I can feel the Summer Slump’s hot breath on the back of my neck. His sweaty hand clamped firmly on my shoulder. Whispering sweet nothings of doom and raids with only 23 members. I’ve been actively attempting to recruit some more dps to add to the much-needed buffer so even as we shed a raider every two weeks or so, there’s someone ready to step up and get the party going.

The addition of Anafielle and her two healer friends will be key, since it frees up those dps guys so both can stick to dps every raid, rather than one being forced to tank. And the two healers were a load off my mind as to how to deal with one healer burning out and the other going away for a few weeks for her wedding/honeymoon. So that’s one crisis averted, now to add to the raid core.

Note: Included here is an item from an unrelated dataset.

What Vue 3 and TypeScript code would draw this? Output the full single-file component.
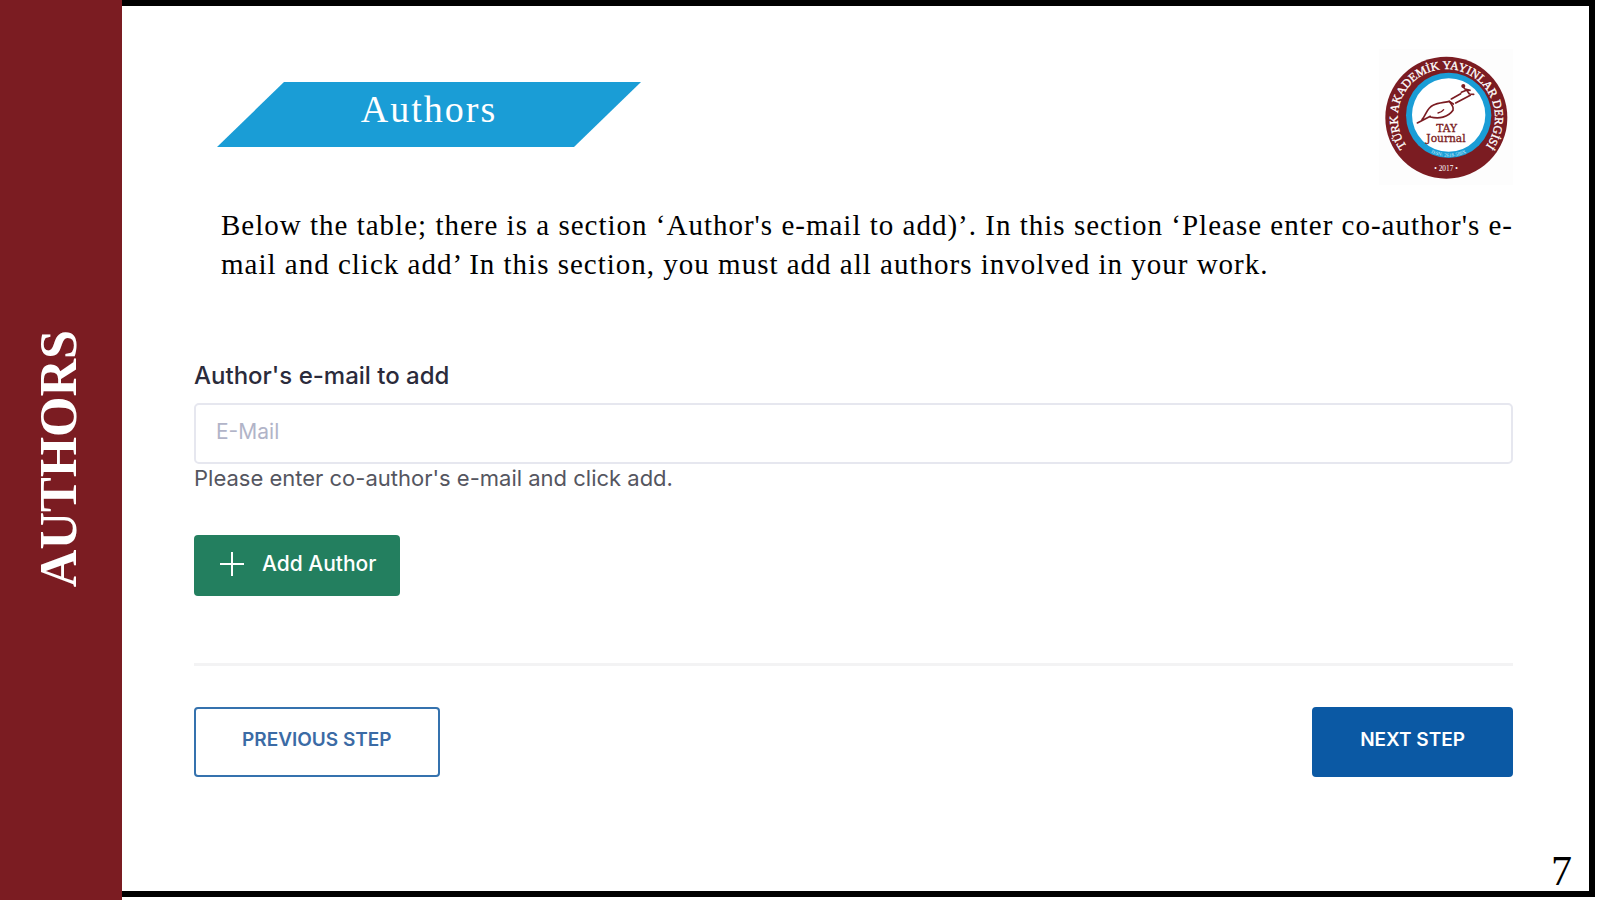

Anyway, my guild is recruiting dps. If you read this blog and are on the Hoof already, or wouldn’t mind a potential server transfer, check out our recruitment post and maybe app on our guild site if you’re so inclined.

Keeping us rolling

I think right now we’re in a pretty good place in terms of interest from the raid core. We’re knocking on Arthas’ door, so that’s keeping everyone engaged, and we have some ancillary guild goals like Nordic’s Shadowmourne. Once we unlock heroic modes we’ll have that to keep people coming back every week as well. I’m hoping we accomplish that sooner rather than later so we can start rolling in 277 gear.

In the meantime, to add some other activities for some non-ICC fun, I have a list of off-night stuff to drop on the calendar. For example, I think I’m going to push for a white item run of Kara where everyone loads up on common-quality gear then we raid in that, equipping any epics we win along the way. I think it would be fun in the sense there’d be very little danger thanks lvl 80 resists, while not being a complete steamroll if done in current endgame gear.

Things are pretty “steady as she goes” right now. I can live with this.